Being creative means there isn't always a right way or wrong way of doings things. Over the years, everyone forms their own ways of working, their own tricks-of-the-trade and finds their own favorite things! This series focuses our talented creative team and their thoughts on a few production-related topics.  

My Best Editing Tip/Trick:


My biggest trick and tip for new motion graphic designers is to use Motion Blur. Use it correctly, and use it often. Once you understand the effect Motion Blur has on your animations you can add a ton of production value and visual flare just by getting your shutter angle right and getting it on to the proper layers in your composition. If you don’t know about Motion Blur, you can get everything about an animation dead-on, and it’s still not going to look right.

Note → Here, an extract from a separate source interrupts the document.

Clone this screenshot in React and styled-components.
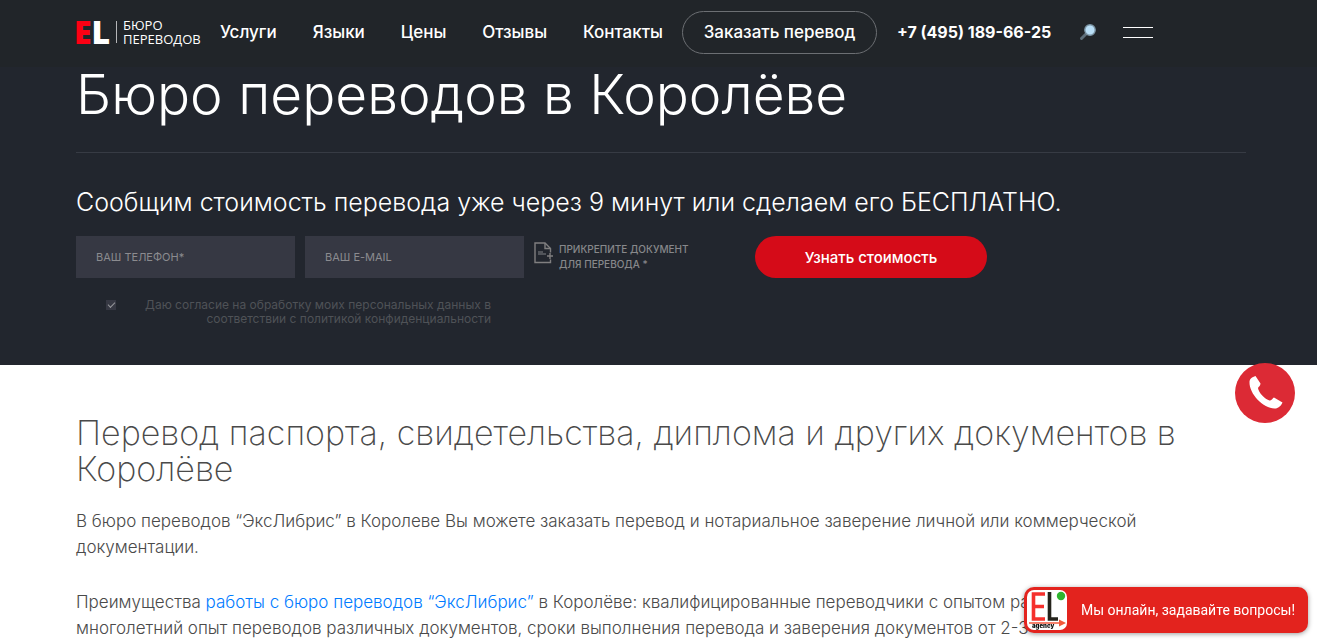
import React, { useState } from "react";
import styled, { createGlobalStyle } from "styled-components";

const App = () => {
  const [agree, setAgree] = useState(true);

  return (
    <>
      <GlobalStyle />
      <Header>
        <Logo href="#" aria-label="БЮРО ПЕРЕВОДОВ">
          <LogoMark><span>E</span>L</LogoMark>
          <LogoText>БЮРО<br />ПЕРЕВОДОВ</LogoText>
        </Logo>
        <Nav>
          <NavLink href="#">Услуги</NavLink>
          <NavLink href="#">Языки</NavLink>
          <NavLink href="#">Цены</NavLink>
          <NavLink href="#">Отзывы</NavLink>
          <NavLink href="#">Контакты</NavLink>
        </Nav>
        <OrderButton type="button">Заказать перевод</OrderButton>
        <Phone href="tel:+74951896625">+7 (495) 189-66-25</Phone>
        <SearchButton type="button" aria-label="Поиск">
          <svg width="18" height="18" viewBox="0 0 18 18">
            <path d="M2.5 15.5 L7 11" stroke="#5d6e7a" strokeWidth="3" strokeLinecap="round" />
            <circle cx="11" cy="7" r="5.2" fill="#b9dff7" stroke="#7c95a5" strokeWidth="1.4" />
          </svg>
        </SearchButton>
        <Burger type="button" aria-label="Меню">
          <span />
          <span />
        </Burger>
      </Header>

      <Hero>
        <Title>Бюро переводов в Королёве</Title>
        <Lead>Сообщим стоимость перевода уже через 9 минут или сделаем его БЕСПЛАТНО.</Lead>
        <Form onSubmit={(e) => e.preventDefault()}>
          <Field type="tel" placeholder="ВАШ ТЕЛЕФОН*" aria-label="ВАШ ТЕЛЕФОН*" />
          <Field type="email" placeholder="ВАШ E-MAIL" aria-label="ВАШ E-MAIL" />
          <Attach type="button">
            <svg width="20" height="22" viewBox="0 0 20 22" fill="none" stroke="#807f80" strokeWidth="1.4">
              <path d="M16.5 10.5 V6.5 L11 1 H1 V20.5 H16.5 V17.5" />
              <path d="M11 1 V6.5 H16.5" />
              <path d="M16 11 V17 M13 14 H19" />
              <path d="M4 10 H9 M4 12 H12" stroke="#62646a" />
            </svg>
            <span>ПРИКРЕПИТЕ ДОКУМЕНТ<br />ДЛЯ ПЕРЕВОДА *</span>
          </Attach>
          <Submit type="submit">Узнать стоимость</Submit>
        </Form>
        <Agree>
          <input type="checkbox" checked={agree} onChange={() => setAgree(!agree)} />
          <span>Даю согласие на обработку моих персональных данных в<br />соответствии с политикой конфиденциальности</span>
        </Agree>
      </Hero>

      <Content>
        <Heading>Перевод паспорта, свидетельства, диплома и других документов в Королёве</Heading>
        <Text>
          В бюро переводов “ЭксЛибрис” в Королеве Вы можете заказать перевод и нотариальное заверение личной или коммерческой<br />документации.
        </Text>
        <Text>
          Преимущества <a href="#">работы с бюро переводов “ЭксЛибрис”</a> в Королёве: квалифицированные переводчики с опытом ра<br />
          многолетний опыт переводов различных документов, сроки выполнения перевода и заверения документов от 2-3
        </Text>
      </Content>

      <CallButton type="button" aria-label="Позвонить">
        <svg width="36" height="36" viewBox="0 0 36 36" fill="#fff">
          <path d="M2.500 7 C2.500 4 5 2 8.500 1 L13.500 8.500 C13.500 11 11.500 11.500 11 13 C11.500 17.500 18 24.500 22.500 25.500 C25 25.500 25.500 23 27 22.500 L35.500 27.500 C34 31 31 33.500 28 33.500 C17 34 2 19 2.500 7 Z" />
        </svg>
      </CallButton>

      <Chat type="button">
        <svg width="40" height="40" viewBox="0 0 40 40">
          <rect width="40" height="40" rx="7" fill="#fff" />
          <path d="M18 4 H6.500 V29 H18 M6.500 16.500 H17" fill="none" stroke="#f5302d" strokeWidth="3.600" />
          <path d="M22.500 2 V29 H31" fill="none" stroke="#25231b" strokeWidth="3.600" />
          <path d="M2 33 H33" stroke="#f2593c" strokeWidth="1.500" />
          <path d="M32 29.500 L39 33 L32 36.500 Z" fill="#f2593c" />
          <circle cx="34" cy="6" r="4.200" fill="#2fb52f" />
          <text x="5" y="38" fontFamily="Inter, sans-serif" fontSize="6" fontWeight="900" fill="#111">agency</text>
        </svg>
        <span>Мы онлайн, задавайте вопросы!</span>
      </Chat>
    </>
  );
};

export default App;

const GlobalStyle = createGlobalStyle`
  * {
    box-sizing: border-box;
  }
  body {
    margin: 0;
    background: #fff;
    font-family: Inter, "Noto Sans", sans-serif;
    overflow-x: hidden;
  }
  button {
    font-family: inherit;
    cursor: pointer;
    padding: 0;
    border: 0;
    background: none;
  }
  a {
    text-decoration: none;
  }
`;

const Header = styled.header`
  position: sticky;
  top: 0;
  z-index: 2;
  display: flex;
  align-items: center;
  height: 67px;
  padding: 0 74px 3px;
  background: #212529;
  white-space: nowrap;
`;

const Logo = styled.a`
  display: flex;
  align-items: center;
  flex: 0 0 146px;
  color: #fff;
`;

const LogoMark = styled.span`
  width: 43px;
  height: 22px;
  border-right: 1px solid #b5b6b8;
  font: 800 32px/22px "Open Sans", sans-serif;
  span {
    color: #fd0013;
  }
`;

const LogoText = styled.span`
  margin-left: 6px;
  font: 400 13px/14px "Open Sans", sans-serif;
`;

const Nav = styled.nav`
  display: flex;
  justify-content: space-between;
  flex: 0 0 443px;
`;

const NavLink = styled.a`
  color: #fff;
  font-size: 17px;
  font-weight: 500;
`;

const OrderButton = styled.button`
  flex: 0 0 195px;
  height: 43px;
  margin-left: 19px;
  border: 1px solid #6c6f73;
  border-radius: 22px;
  color: #fff;
  font-size: 17px;
  font-weight: 500;
`;

const Phone = styled.a`
  flex: 0 0 156px;
  margin-left: 20px;
  color: #fff;
  font-size: 16px;
  font-weight: 700;
`;

const SearchButton = styled.button`
  height: 18px;
  margin-left: 26px;
`;

const Burger = styled.button`
  display: flex;
  flex-direction: column;
  gap: 9px;
  width: 30px;
  margin-left: 26px;
  span {
    height: 1px;
    background: #fff;
  }
`;

const Hero = styled.section`
  padding: 0 71px 39px 76px;
  background: #22262e;
  color: #fff;
`;

const Title = styled.h1`
  height: 86px;
  margin: 0;
  border-bottom: 1px solid #373b44;
  font-size: 55px;
  font-weight: 300;
  line-height: 54px;
  white-space: nowrap;
`;

const Lead = styled.p`
  margin: 33px 0 17px;
  font-size: 25px;
  font-weight: 300;
  line-height: 33px;
  white-space: nowrap;
`;

const Form = styled.form`
  display: flex;
`;

const Field = styled.input`
  width: 219px;
  height: 42px;
  margin-right: 10px;
  padding: 0 20px;
  border: 0;
  background: #363843;
  color: #fff;
  font-family: inherit;
  font-size: 11px;
  &::placeholder {
    color: #8b8b8f;
    opacity: 1;
  }
`;

const Attach = styled.button`
  display: flex;
  gap: 5px;
  width: 221px;
  padding-top: 6px;
  color: #87888b;
  font-size: 10px;
  font-weight: 500;
  line-height: 15px;
  text-align: left;
`;

const Submit = styled.button`
  width: 232px;
  height: 42px;
  border-radius: 21px;
  background: #d50b18;
  color: #fff;
  font-size: 15px;
  font-weight: 500;
`;

const Agree = styled.label`
  display: flex;
  justify-content: space-between;
  width: 385px;
  margin: 20px 0 0 30px;
  color: #4f5257;
  font-size: 12px;
  font-weight: 400;
  line-height: 14px;
  text-align: right;
  input {
    appearance: none;
    width: 10px;
    height: 10px;
    margin: 2px 0 0;
    background: #363843;
  }
  input:checked::after {
    content: "";
    display: block;
    width: 6px;
    height: 3px;
    margin: 2px;
    border: solid #96979b;
    border-width: 0 0 1px 1px;
    transform: rotate(-45deg);
  }
`;

const Content = styled.main`
  padding: 50px 71px 0 76px;
  color: #4a4a4a;
`;

const Heading = styled.h2`
  margin: 0 0 21px;
  font-size: 34px;
  font-weight: 200;
  line-height: 36px;
`;

const Text = styled.p`
  margin: 0 0 29px;
  font-size: 17px;
  font-weight: 300;
  line-height: 26px;
  white-space: nowrap;
  a {
    color: #007bff;
  }
`;

const CallButton = styled.button`
  position: fixed;
  top: 363px;
  right: 22px;
  z-index: 3;
  display: grid;
  place-items: center;
  width: 60px;
  height: 60px;
  border-radius: 50%;
  background: #dc2a35;
`;

const Chat = styled.button`
  position: fixed;
  right: 9px;
  bottom: 8px;
  z-index: 3;
  display: flex;
  align-items: center;
  gap: 14px;
  width: 284px;
  height: 46px;
  padding-left: 3px;
  border-radius: 10px;
  background: #e3231e;
  box-shadow: 0 1px 5px rgba(0, 0, 0, 0.4);
  color: #fff;
  font-family: Roboto, sans-serif;
  font-size: 14px;
  white-space: nowrap;
`;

My tip is just learn to play with patterns and textures. The biggest aha moment in my editing career was realizing that a cool pattern and a random blend mode will ALWAYS look cool as a background element. When I used to watch Jeffrey create graphics for the Indians it was crazy to see how much value a simple geometric pattern added to their Lower Thirds.


My biggest tip is the importance in color labeling clips.  I always undermined the idea of it.  But it really makes a huge difference in certain types of edits.  For example, if you are trying to create a 5-7 minute video with over 15 interviews and 10 hours of content, it can be very difficult for each segment to flow from one point to the next in order to communicate a message, tell a story, and choose the best talking points from each person.  By doing a rough story flow chart and labeling each with a different color in a Google doc, it’s easy and efficient when cutting the interviews to label each by that same color and know how to pair each different interview while flowing the story in the direction of that flow chart.  The color labeling also works well with fast-paced edits or complex animations.


One of the biggest tips I can give to editors is learning how to properly “ease” keyframes in Adobe After Effects. Before learning this a couple of years ago, I would always notice that the motion graphics in my videos would feel pretty lack-luster. I couldn’t believe I had been using the program without knowing about one of its most crucial tools to make animations look realistic. I love that you can even tweak the amount of easing with keyframe velocity or the graph editor to get the perfect look for whatever you’re going for. Easing keyframes is something that I wish Adobe placed more emphasis on in their interface layout, especially for those that are beginners with the program.


My best tip to up your editing proficiency is to learn the keyboard shortcuts! I’d finally had enough of flipping through the effects tab and dragging them to my clips, so I started committing my favorite shortcuts to memory. I even went as far as to map my most used effects to unused keystrokes. They definitely cut down on my editing time, especially on edits with repetitive effects.